I used to be a ski bum too, actually more of snowboard bum. Went to school basically my whole life then immediately started working for about a year. Finished up the project and decided it was time to be a ski bum. Convinced my girlfriend to join me, flew to Reno, drove to Alpine Meadows, got a night security job and found a spec house on the truckee river, all in one weekend. The security job (arrive at 10pm, check to see if beer taps were still on, lock up and go to sleep till 7) wasn't going to cut it and my main plan was, after seeing Hot Dog, to teach skiing at Squaw Valley. Got on as a snowboard teacher and my ski but life was launched.

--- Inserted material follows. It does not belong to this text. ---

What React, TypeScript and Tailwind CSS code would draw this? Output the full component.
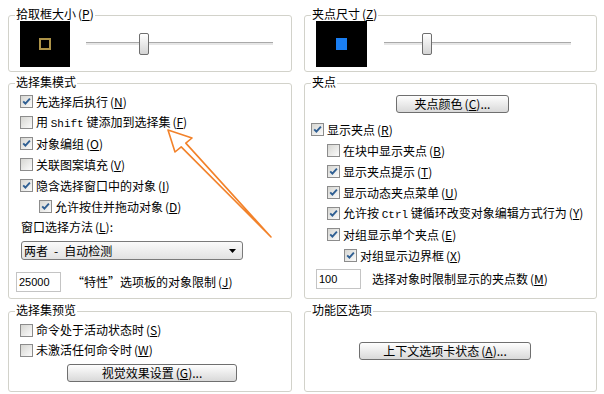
import React from "react";

function M({ c }: { c: string }) {
  return (
    <span className="ml-[2px]">
      (<span className="underline underline-offset-[1px]">{c}</span>)
    </span>
  );
}

function Box({ checked }: { checked: boolean }) {
  return (
    <span className="relative block w-[13px] h-[13px] shrink-0 border border-[#8c8c8c] bg-linear-to-br from-[#d6d6d2] to-[#fbfbfb]">
      {checked && (
        <svg className="absolute left-0 top-0" width="11" height="11" viewBox="0 0 11 11">
          <path d="M2.2 5.3 L4.4 7.6 L8.9 2.6" fill="none" stroke="#2f5f93" strokeWidth="1.9" />
        </svg>
      )}
    </span>
  );
}

function Check({
  checked,
  className,
  children,
}: {
  checked: boolean;
  className: string;
  children: React.ReactNode;
}) {
  return (
    <div className={`flex items-center gap-[3px] ${className}`}>
      <Box checked={checked} />
      <span className="leading-[14px] whitespace-nowrap">{children}</span>
    </div>
  );
}

function Group({
  title,
  className,
  children,
}: {
  title: React.ReactNode;
  className: string;
  children?: React.ReactNode;
}) {
  return (
    <div className={`relative border border-[#d2d2ca] rounded-[3px] ${className}`}>
      <span className="absolute top-[-9px] left-[6px] bg-white px-[1px] leading-[14px] whitespace-nowrap">
        {title}
      </span>
      {children}
    </div>
  );
}

function Slider({ thumb }: { thumb: string }) {
  return (
    <div className="relative w-[187px] h-[22px]">
      <div className="absolute left-0 right-0 top-[9px] h-[3px] border-t border-[#a9a9a9] bg-[#e6e6e6]" />
      <div
        className={`absolute top-0 w-[10px] h-[22px] rounded-[2px] border border-[#6e6e6e] bg-linear-to-b from-[#ffffff] to-[#d4d4d4] ${thumb}`}
      />
    </div>
  );
}

function Btn({ className, children }: { className: string; children: React.ReactNode }) {
  return (
    <div
      className={`h-[18px] flex items-center justify-center rounded-[3px] border border-[#6f6f6f] bg-linear-to-b from-[#fefefe] to-[#d9d9d9] leading-[14px] ${className}`}
    >
      {children}
    </div>
  );
}

export default function App() {
  return (
    <div className="relative w-[604px] h-[394px] overflow-hidden bg-white text-black text-[12px] font-['Noto_Sans_CJK_SC',sans-serif] pt-[15px] pl-[8px]">
      {/* Row 1 */}
      <div className="grid grid-cols-[284px_293px] gap-x-[12px]">
        <Group title={<>拾取框大小<M c="P" /></>} className="h-[57px] flex items-center pl-[11px]">
          <div className="w-[50px] h-[46px] bg-black flex items-center justify-center">
            <div className="w-[12px] h-[12px] border-2 border-[#ad9348]" />
          </div>
          <div className="ml-[16px]">
            <Slider thumb="left-[53px]" />
          </div>
        </Group>
        <Group title={<>夹点尺寸<M c="Z" /></>} className="h-[57px] flex items-center pl-[11px]">
          <div className="w-[51px] h-[46px] bg-black flex items-center justify-center">
            <div className="w-[11px] h-[12px] bg-[#1a7ef2]" />
          </div>
          <div className="ml-[17px]">
            <Slider thumb="left-[38px]" />
          </div>
        </Group>
      </div>

      {/* Row 2 */}
      <div className="grid grid-cols-[284px_293px] gap-x-[12px] mt-[11px]">
        <Group title="选择集模式" className="h-[216px] flex flex-col pt-[7px] pl-[11px]">
          <Check checked className="h-[21px]">先选择后执行<M c="N" /></Check>
          <Check checked={false} className="h-[21px]">
            用 <span className="font-['Liberation_Mono',monospace] text-[11px]">Shift</span> 键添加到选择集<M c="F" />
          </Check>
          <Check checked className="h-[21px]">对象编组<M c="O" /></Check>
          <Check checked={false} className="h-[21px]">关联图案填充<M c="V" /></Check>
          <Check checked className="h-[21px]">隐含选择窗口中的对象<M c="I" /></Check>
          <Check checked className="h-[21px] ml-[19px]">允许按住并拖动对象<M c="D" /></Check>
          <div className="h-[20px] flex items-center ml-[1px] leading-[14px]">
            窗口选择方法<M c="L" />:
          </div>
          <div className="mt-[4px] ml-[1px] w-[222px] h-[19px] rounded-[3px] border border-[#7a7a7a] bg-linear-to-b from-[#fafafa] to-[#e2e2e2] flex items-center justify-between pl-[2px] pr-[6px] leading-[14px]">
            <span>
              两者<span className="mx-[6px]">-</span>自动检测
            </span>
            <svg width="7" height="4" viewBox="0 0 7 4">
              <path d="M0 0 H7 L3.5 4 Z" fill="#000" />
            </svg>
          </div>
          <div className="mt-[12px] ml-[-4px] flex items-center">
            <div className="w-[45px] h-[20px] border border-[#c4c4c4] flex items-center pl-[2px] font-['Liberation_Sans',sans-serif] text-[11px]">
              25000
            </div>
            <span className="ml-[11px] leading-[14px]">“特性”选项板的对象限制<M c="J" /></span>
          </div>
        </Group>
        <Group title="夹点" className="h-[216px] flex flex-col">
          <Btn className="mt-[11px] ml-[91px] w-[113px]">夹点颜色<M c="C" />...</Btn>
          <div className="mt-[6px] flex flex-col">
            <Check checked className="h-[21px] ml-[6px]">显示夹点<M c="R" /></Check>
            <Check checked={false} className="h-[21px] ml-[22px]">在块中显示夹点<M c="B" /></Check>
            <Check checked className="h-[21px] ml-[22px]">显示夹点提示<M c="T" /></Check>
            <Check checked className="h-[21px] ml-[22px]">显示动态夹点菜单<M c="U" /></Check>
            <Check checked className="h-[21px] ml-[22px]">
              允许按 <span className="font-['Liberation_Mono',monospace] text-[11px]">Ctrl</span> 键循环改变对象编辑方式行为<M c="Y" />
            </Check>
            <Check checked className="h-[21px] ml-[22px]">对组显示单个夹点<M c="E" /></Check>
            <Check checked className="h-[21px] ml-[39px]">对组显示边界框<M c="X" /></Check>
          </div>
          <div className="mt-[3px] ml-[11px] flex items-center">
            <div className="w-[45px] h-[20px] border border-[#c4c4c4] flex items-center pl-[2px] font-['Liberation_Sans',sans-serif] text-[11px]">
              100
            </div>
            <span className="ml-[11px] leading-[14px]">选择对象时限制显示的夹点数<M c="M" /></span>
          </div>
        </Group>
      </div>

      {/* Row 3 */}
      <div className="grid grid-cols-[284px_293px] gap-x-[12px] mt-[12px]">
        <Group title="选择集预览" className="h-[81px] flex flex-col pt-[8px] pl-[11px]">
          <Check checked={false} className="h-[20px]">命令处于活动状态时<M c="S" /></Check>
          <Check checked={false} className="h-[20px]">未激活任何命令时<M c="W" /></Check>
          <Btn className="mt-[4px] ml-[47px] w-[170px]">视觉效果设置<M c="G" />...</Btn>
        </Group>
        <Group title="功能区选项" className="h-[81px] flex flex-col">
          <Btn className="mt-[30px] ml-[54px] w-[172px]">上下文选项卡状态<M c="A" />...</Btn>
        </Group>
      </div>

      {/* Annotation arrow */}
      <svg
        className="absolute left-0 top-0 pointer-events-none"
        width="604"
        height="394"
        viewBox="0 0 604 394"
      >
        <polygon
          points="168,130 192,138 185.8,143.1 271,237 181.2,146.9 175,152"
          fill="none"
          stroke="#f2822a"
          strokeWidth="1.6"
          strokeLinejoin="round"
        />
      </svg>
    </div>
  );
}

I know what you mean about the liver. And we had something similar in Tahoe. Wake up, go water skiing/wakeboarding, have breakfast, go skiing, chill in the hot tub at high camp, go home, play tennis, do some bike riding and finish off the day with a sunset cruise/sail on the lake; the Tahoe pentathalon. Good times!

...doesn't it? I think the mottoes of those times were things like:

"Know your limits...and exceed them frequently."

"Always get high in the gates."

"Leave no turn unstoned."

...and stuff like that. The good news is that we're still alive; the bad news is that we've all taken a Major Serious Pill...or maybe not. We're still tennis players, right? Good to hear from you, Granite Chief...anybody else?